Toronto neighbourhood facing yet another major street closure due to TTC construction
One of Toronto's most frustrating intersections will remain a mess of construction for at least another few months, with the ongoing King-Queen-Queensway-Roncesvalles (KQQR) project now set to continue inconveniencing transit users, pedestrians, and motorists until December.
As of Tuesday, Sept. 6, Roncesvalles Avenue is closed to through traffic, from Queen Street West to Harvard Street, to accommodate the third phase of construction for the drawn-out KQQR project.
The latest closure marks the two-year anniversary of the intersection's "temporary" shutdown.
Construction has reduced the intersection to a confusing headache since Sept. 2020, and the project was initially scheduled to conclude in Aug. 2022 after just shy of two years.
Of course, things don't always go as planned for the TTC, and thanks to a combination of delays, adverse weather, as well as labour and supply chain issues attributed to lockdowns, the project's second-stage completion target was deferred, and work is now only entering its third phase.
The third construction stage commenced Tuesday, requiring yet another closure of Roncesvalles Avenue.
During this phase, the TTC will undertake several tasks including the replacement of streetcar poles and overhead wires, track work including upgrades to lighting, platforms, and curbs, as well as road reconstruction.
The constant road construction and closures have pushed local businesses to the brink. In 2021, the owner of local haunt Easy Breakfast spoke to blogTO about the never-ending road closures impacting their business, saying at the time that "we're not doing that great."

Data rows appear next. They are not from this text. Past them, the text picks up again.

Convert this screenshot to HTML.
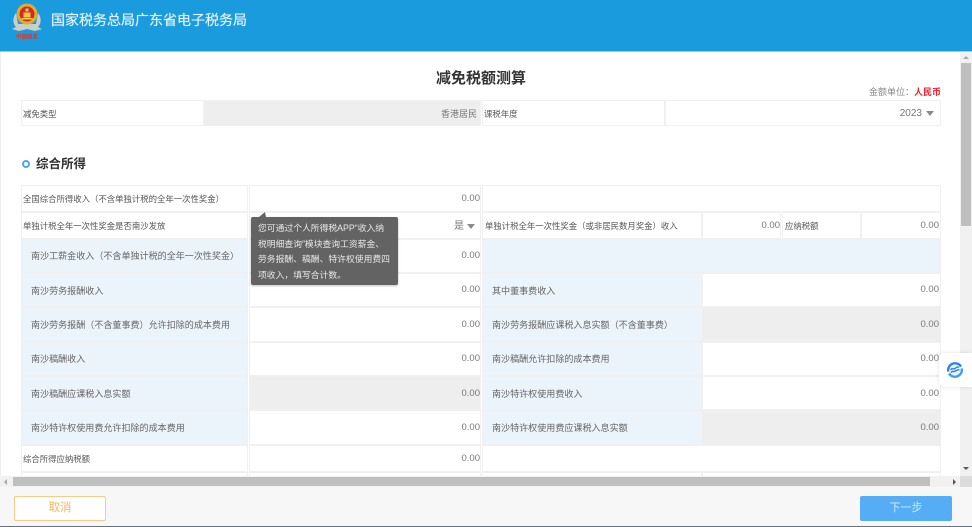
<!DOCTYPE html>
<html lang="zh"><head><meta charset="utf-8"><style>
html,body{margin:0;padding:0}
body{width:972px;height:527px;position:relative;overflow:hidden;background:#fff;font-family:"Liberation Sans","Noto Sans CJK SC",sans-serif;color:#666}
.a{position:absolute;box-sizing:border-box}
.c{position:absolute;box-sizing:border-box;background:#fff;font-size:8.4px;line-height:1;white-space:nowrap;display:flex;align-items:center;color:#555;padding:2px 0 0 1px;outline:1px solid #f0f0f0}
.b{background:#ebf3fb;padding-left:9px;color:#666;font-size:9.05px}
.g{background:#eeeeee}
.n{justify-content:flex-end;font-size:9.5px;color:#777;padding:0}
.clip{position:absolute;left:0;top:52px;width:960px;height:424px;overflow:hidden}
.tri{position:absolute;width:0;height:0;border-left:4px solid transparent;border-right:4px solid transparent;border-top:5px solid #8a8a8a}
</style></head><body>
<div class="a" style="left:0;top:0;width:972px;height:51px;background:#1a9bde"></div>
<div class="a" style="left:0;top:51px;width:972px;height:1px;background:#8fd0f2"></div>
<svg class="a" style="left:11px;top:2px" width="32" height="40" viewBox="0 0 32 40">
<path d="M5 11 C1 16 2 22 5 25 L1 27 L8 29 L16 27 L24 29 L31 27 L27 25 C30 22 31 16 27 11 L25 22 L7 22Z" fill="#c9cfc4"/>
<circle cx="16" cy="12" r="10.500" fill="#dcae36"/><circle cx="16" cy="12" r="7.500" fill="#d42a22"/>
<path d="M10.500 16h11v1.500h-11zM12.500 10.500h7v5h-7zM14.500 6.500h3v3h-3z" fill="#f0c94a"/>
<text x="5" y="36.500" font-size="5.500" fill="#d8372e" font-family="'Noto Sans CJK SC',sans-serif" font-weight="bold">中国税务</text>
</svg>
<div class="a" style="left:51px;top:12px;font-size:14px;line-height:16px;color:#e2f2fb;white-space:nowrap;text-shadow:0 0 .6px #e2f2fb">国家税务总局广东省电子税务局</div>
<div class="a" style="left:0;top:52px;width:1px;height:435px;background:#eee"></div>

<div class="clip">
<div class="a" style="left:0;top:18px;width:962px;text-align:center;font-size:15px;line-height:18px;font-weight:bold;color:#333">减免税额测算</div>
<div class="a" style="right:19px;top:34px;font-size:9px;line-height:12px;color:#888;white-space:nowrap">金额单位：<span style="color:#f21f2f;font-weight:bold">人民币</span></div>

<div class="c" style="left:22px;top:49px;width:181px;height:24px">减免类型</div>
<div class="c g n" style="left:205px;top:49px;width:275px;height:24px;font-size:9px;padding:2px 3px 0 0">香港居民</div>
<div class="c" style="left:483px;top:49px;width:181px;height:24px">课税年度</div>
<div class="c n" style="left:666px;top:49px;width:274px;height:24px;padding:2px 18px 0 0;font-size:10px">2023<span class="tri" style="left:260px;top:10px"></span></div>

<div class="a" style="left:22px;top:108px;width:8px;height:8px;border:2px solid #4aa6ee;border-radius:50%"></div>
<div class="a" style="left:36px;top:104px;font-size:12.500px;line-height:17px;font-weight:bold;color:#333">综合所得</div>

<div class="c" style="left:22px;top:134px;width:225px;height:25px">全国综合所得收入（不含单独计税的全年一次性奖金）</div>
<div class="c n" style="left:250px;top:134px;width:230px;height:25px">0.00</div>
<div class="c" style="left:483px;top:134px;width:457px;height:25px"></div>

<div class="c" style="left:22px;top:161px;width:225px;height:25px">单独计税全年一次性奖金是否南沙发放</div>
<div class="c n" style="left:250px;top:161px;width:230px;height:25px;padding:2px 16px 0 0;font-size:10px">是<span class="tri" style="left:217px;top:11px"></span></div>
<div class="c" style="left:483px;top:161px;width:218px;height:25px;padding-left:2px">单独计税全年一次性奖金（或非居民数月奖金）收入</div>
<div class="c n" style="left:703px;top:161px;width:77px;height:25px">0.00</div>
<div class="c" style="left:783px;top:161px;width:77px;height:25px;padding-left:2px">应纳税额</div>
<div class="c n" style="left:862px;top:161px;width:78px;height:25px;padding-right:1px">0.00</div>

<div class="c b" style="left:22px;top:188px;width:225px;height:32px">南沙工薪金收入（不含单独计税的全年一次性奖金）</div>
<div class="c n" style="left:250px;top:188px;width:230px;height:32px">0.00</div>
<div class="c b" style="left:483px;top:188px;width:457px;height:32px"></div>

<div class="c b" style="left:22px;top:222px;width:225px;height:32px;padding-top:3px">南沙劳务报酬收入</div>
<div class="c n" style="left:250px;top:222px;width:230px;height:32px">0.00</div>
<div class="c b" style="left:483px;top:222px;width:219px;height:32px;padding-top:3px">其中董事费收入</div>
<div class="c n" style="left:703px;top:222px;width:237px;height:32px;padding-right:1px">0.00</div>

<div class="c b" style="left:22px;top:256px;width:225px;height:33px">南沙劳务报酬（不含董事费）允许扣除的成本费用</div>
<div class="c n" style="left:250px;top:256px;width:230px;height:33px">0.00</div>
<div class="c b" style="left:483px;top:256px;width:219px;height:33px">南沙劳务报酬应课税入息实额（不含董事费）</div>
<div class="c n g" style="left:703px;top:256px;width:237px;height:33px;padding-right:1px">0.00</div>

<div class="c b" style="left:22px;top:291px;width:225px;height:32px">南沙稿酬收入</div>
<div class="c n" style="left:250px;top:291px;width:230px;height:32px">0.00</div>
<div class="c b" style="left:483px;top:291px;width:219px;height:32px">南沙稿酬允许扣除的成本费用</div>
<div class="c n" style="left:703px;top:291px;width:237px;height:32px;padding-right:1px">0.00</div>

<div class="c b" style="left:22px;top:325px;width:225px;height:32px;padding-top:3px">南沙稿酬应课税入息实额</div>
<div class="c n g" style="left:250px;top:325px;width:230px;height:32px;padding-top:1px">0.00</div>
<div class="c b" style="left:483px;top:325px;width:219px;height:32px;padding-top:3px">南沙特许权使用费收入</div>
<div class="c n" style="left:703px;top:325px;width:237px;height:32px;padding:1px 1px 0 0">0.00</div>

<div class="c b" style="left:22px;top:359px;width:225px;height:33px">南沙特许权使用费允许扣除的成本费用</div>
<div class="c n" style="left:250px;top:359px;width:230px;height:33px">0.00</div>
<div class="c b" style="left:483px;top:359px;width:219px;height:33px">南沙特许权使用费应课税入息实额</div>
<div class="c n g" style="left:703px;top:359px;width:237px;height:33px;padding-right:1px">0.00</div>

<div class="c" style="left:22px;top:394px;width:225px;height:25px">综合所得应纳税额</div>
<div class="c n" style="left:250px;top:394px;width:230px;height:25px">0.00</div>
<div class="c" style="left:483px;top:394px;width:457px;height:25px"></div>
<div class="c" style="left:22px;top:421px;width:225px;height:25px"></div>
<div class="c" style="left:250px;top:421px;width:230px;height:25px"></div>
<div class="c" style="left:483px;top:421px;width:218px;height:25px"></div>
<div class="c" style="left:703px;top:421px;width:237px;height:25px"></div>
</div>

<!-- tooltip -->
<div class="a" style="left:251px;top:217px;width:147px;height:68px;background:#636363;border-radius:2px;box-shadow:0 1px 2px rgba(0,0,0,.25);padding:4px 0 0 7px;color:#e8e8e8;font-size:8.800px;line-height:15.500px;white-space:nowrap">您可通过个人所得税APP“收入纳<br>税明细查询”模块查询工资薪金、<br>劳务报酬、稿酬、特许权使用费四<br>项收入，填写合计数。</div>
<div class="a" style="left:259px;top:212px;width:0;height:0;border-left:6px solid transparent;border-right:1px solid transparent;border-bottom:5px solid #636363"></div>

<!-- scrollbars -->
<div class="a" style="left:960px;top:52px;width:12px;height:435px;background:#f1f1f1"></div>
<div class="a" style="left:961px;top:63px;width:10px;height:163px;background:#bfbfbf"></div>
<div class="a" style="left:963px;top:56px;border:3px solid transparent;border-bottom:3px solid #aaa;border-top:0"></div>
<div class="a" style="left:963px;top:467px;border:3px solid transparent;border-top:3px solid #555;border-bottom:0"></div>
<div class="a" style="left:0;top:476px;width:960px;height:11px;background:#f1f1f1"></div>
<div class="a" style="left:13px;top:477px;width:917px;height:9px;background:#bfbfbf"></div>
<div class="a" style="left:4px;top:479px;border:3px solid transparent;border-right:3px solid #aaa;border-left:0"></div>
<div class="a" style="left:953px;top:479px;border:3px solid transparent;border-left:3px solid #555;border-right:0"></div>
<div class="a" style="left:960px;top:476px;width:12px;height:11px;background:#dcdcdc"></div>

<!-- widget -->
<div class="a" style="left:939px;top:353px;width:33px;height:34px;background:#fff;border-radius:5px 0 0 5px;box-shadow:0 0 4px rgba(0,0,0,.12)"></div>
<svg class="a" style="left:946px;top:361px" width="18" height="18" viewBox="0 0 18 18" fill="none">
<circle cx="9" cy="9" r="7" fill="#e6f1fc"/>
<path d="M2.200 10.500 A7 7 0 0 1 15 5.500" stroke="#2f7fe6" stroke-width="2.300"/>
<path d="M15.800 7.500 A7 7 0 0 1 3 12.500" stroke="#3a9eee" stroke-width="2.300"/>
<path d="M4.500 9 C6 6 7.500 9 9 7.500 S11.500 5.500 13 6.500 M5 11.500 C6.500 9 8 11.500 9.500 10 S12 8.500 13.500 9" stroke="#2f7fe6" stroke-width="1.400"/>
</svg>

<!-- footer -->
<div class="a" style="left:0;top:487px;width:972px;height:39px;background:#f7f7f7"></div>
<div class="a" style="left:0;top:526px;width:972px;height:1px;background:#67737c"></div>
<div class="a" style="left:14px;top:496px;width:92px;height:25px;background:#fff;border:1px solid #fcc98c;border-radius:2px;color:#fbb35f;font-size:11.500px;line-height:23px;text-align:center">取消</div>
<div class="a" style="left:860px;top:496px;width:92px;height:25px;background:#55aef5;border-radius:2px;color:#cfe8fb;font-size:11px;line-height:25px;text-align:center">下一步</div>
</body></html>
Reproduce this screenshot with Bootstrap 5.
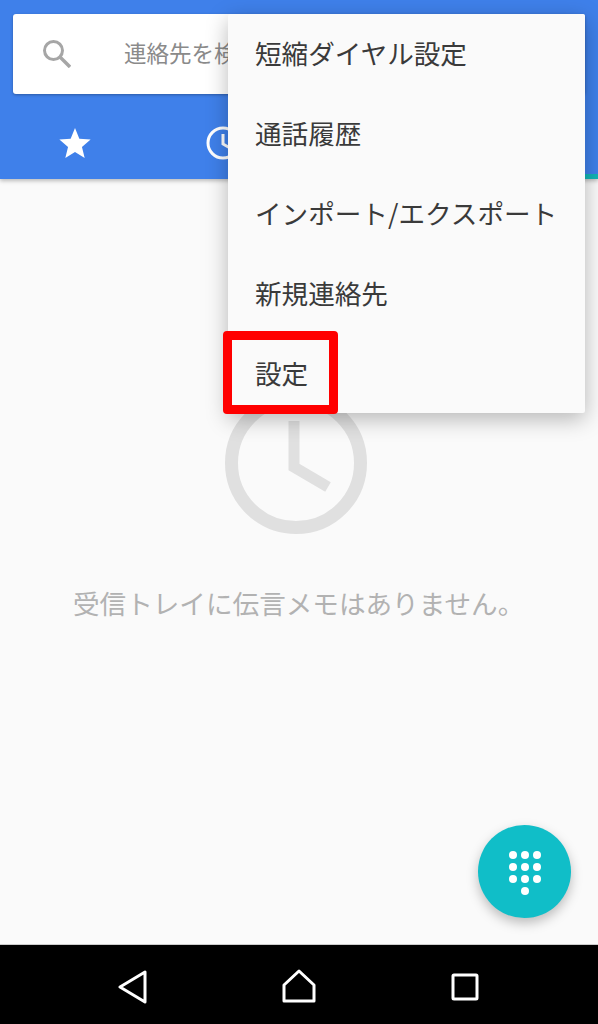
<!DOCTYPE html>
<html lang="ja">
<head>
  <meta charset="UTF-8" />
  <meta name="viewport" content="width=device-width, initial-scale=1" />
  <title>電話</title>
  <link href="https://cdn.jsdelivr.net/npm/bootstrap@5.3.0/dist/css/bootstrap.min.css" rel="stylesheet" />
  <style>
    body {
      font-family: "Noto Sans CJK JP", "Noto Sans", sans-serif;
      background: #fafafa;
      overflow: hidden;
    }
    .phone-screen { width: 598px; height: 1024px; }
    .app-head {
      height: 179px;
      background: #3f80ea;
      box-shadow: 0 2px 4px rgba(0, 0, 0, .25);
      padding: 14px 13px 0;
    }
    .search-box {
      height: 80px;
      border-radius: 3px;
      padding-left: 30px;
      box-shadow: 0 1px 3px rgba(0, 0, 0, .3);
      overflow: hidden;
      white-space: nowrap;
    }
    .search-text { font-size: 22.5px; color: #8a8a8a; margin-left: 53px; padding-bottom: 2px; }
    .tab-row { height: 85px; padding: 12px 0 0 45px; }
    .tab-clock { margin-left: 114px; }
    .tab-strip {
      position: absolute;
      top: 174px;
      right: 0;
      width: 14px;
      height: 5px;
      background: #12b5b5;
    }
    .over-menu {
      position: absolute;
      top: 14px;
      left: 228px;
      width: 357px;
      height: 399px;
      background: #fafafa;
      border-radius: 2px;
      box-shadow: 0 6px 22px rgba(0, 0, 0, .28);
    }
    .menu-row {
      height: 80px;
      padding: 0 0 2px 27px;
      font-size: 26.6px;
      color: #3a3a3a;
      white-space: nowrap;
    }
    .red-frame {
      position: absolute;
      top: 331px;
      left: 223px;
      width: 115px;
      height: 83px;
      border: 9.5px solid #f00;
      border-radius: 4px;
    }
    .empty-view { padding: 213px 0 0 225px; }
    .empty-text { font-size: 26.6px; color: #b2b2b2; margin: 50px 0 0 -152px; line-height: 38px; white-space: nowrap; }
    .clock-big { display: block; }
    .dial-fab {
      position: absolute;
      top: 825px;
      left: 478px;
      width: 93px;
      height: 93px;
      background: #10bec8;
      box-shadow: 0 5px 12px rgba(0, 0, 0, .25);
    }
    .dial-dots { margin-top: 3px; }
    .nav-strip { height: 80px; background: #000; border-top: 1px solid #ccc; }
    .nav-slot { position: absolute; }
    .nav-back { left: 118px; top: 969px; }
    .nav-home { left: 282px; top: 968px; }
    .nav-recent { left: 451px; top: 973px; }
  </style>
</head>
<body>
  <div class="phone-screen position-relative d-flex flex-column">
    <header class="app-head">
      <div class="search-box bg-white d-flex align-items-center">
        <svg width="28" height="28" viewBox="0 0 28 28" fill="none" stroke="#a6a6a6">
          <circle cx="10.5" cy="10.5" r="9" stroke-width="3" />
          <path d="M17 17 L27 27" stroke-width="3.4" />
        </svg>
        <span class="search-text">連絡先を検索</span>
      </div>
      <div class="tab-row d-flex align-items-center">
        <svg width="34" height="32" viewBox="0 0 36 34" fill="#fff">
          <path d="M18 1 L22.6 12.4 L34.6 13.3 L25.4 21.2 L28.3 33 L18 26.6 L7.7 33 L10.6 21.2 L1.4 13.3 L13.4 12.4 Z" />
        </svg>
        <svg class="tab-clock" width="34" height="34" viewBox="0 0 34 34" fill="none" stroke="#fff" stroke-width="3">
          <circle cx="17" cy="17" r="15" />
          <path d="M17 8 V18 L24 22" />
        </svg>
      </div>
    </header>
    <div class="tab-strip"></div>

    <main class="empty-view flex-grow-1">
      <svg class="clock-big" width="142" height="142" viewBox="0 0 142 142" fill="none" stroke="#e0e0e0" stroke-width="13">
        <circle cx="71" cy="71" r="64.5" />
        <path d="M69 29 V75 L103 95" stroke-width="11" />
      </svg>
      <p class="empty-text mb-0">受信トレイに伝言メモはありません。</p>
    </main>

    <div class="over-menu">
      <div class="menu-row d-flex align-items-center">短縮ダイヤル設定</div>
      <div class="menu-row d-flex align-items-center">通話履歴</div>
      <div class="menu-row d-flex align-items-center">インポート/エクスポート</div>
      <div class="menu-row d-flex align-items-center">新規連絡先</div>
      <div class="menu-row d-flex align-items-center">設定</div>
    </div>
    <div class="red-frame"></div>

    <button class="dial-fab btn rounded-circle border-0 p-0 d-flex align-items-center justify-content-center" type="button" aria-label="ダイヤル">
      <svg class="dial-dots" width="34" height="46" viewBox="0 0 34 46" fill="#fff">
        <circle cx="5" cy="5" r="4" /><circle cx="17" cy="5" r="4" /><circle cx="29" cy="5" r="4" />
        <circle cx="5" cy="17" r="4" /><circle cx="17" cy="17" r="4" /><circle cx="29" cy="17" r="4" />
        <circle cx="5" cy="29" r="4" /><circle cx="17" cy="29" r="4" /><circle cx="29" cy="29" r="4" />
        <circle cx="17" cy="41" r="4" />
      </svg>
    </button>

    <nav class="nav-strip">
      <svg class="nav-slot nav-back" width="30" height="36" viewBox="0 0 30 36" fill="none" stroke="#fff" stroke-width="3" stroke-linejoin="round">
        <path d="M27 3 V33 L2 18 Z" />
      </svg>
      <svg class="nav-slot nav-home" width="34" height="36" viewBox="0 0 34 36" fill="none" stroke="#fff" stroke-width="3" stroke-linejoin="round">
        <path d="M17 3 L32 17 V33 H2 V17 Z" />
      </svg>
      <svg class="nav-slot nav-recent" width="28" height="28" viewBox="0 0 28 28" fill="none" stroke="#fff" stroke-width="3" stroke-linejoin="round">
        <rect x="2" y="2" width="24" height="24" rx="1" />
      </svg>
    </nav>
  </div>
  <script src="https://cdn.jsdelivr.net/npm/bootstrap@5.3.0/dist/js/bootstrap.bundle.min.js"></script>
</body>
</html>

Politicians are also taking notice of the prolonged closures, with City Council candidate Siri Agrell issuing a press release that highlights construction mismanagement as an emerging election issue.
"There's no excuse for a community to experience this repeated level of disruption and mismanagement," said Siri Agrell.
"These closures affect people's lives, kill people's businesses and impact mobility at a time when we should be doing everything we can to support local businesses, help people get back to work and move around safely."
"It is a councillor's job to work with city staff to minimize the impacts of infrastructure projects on their residents and make sure work is done well and on time," said Agrell.
"We also need someone on council who is going to address these issues at their core: why are so many projects dragging on and why are so many RFPs failing, like the recent cancellation of pothole repair work across the city?"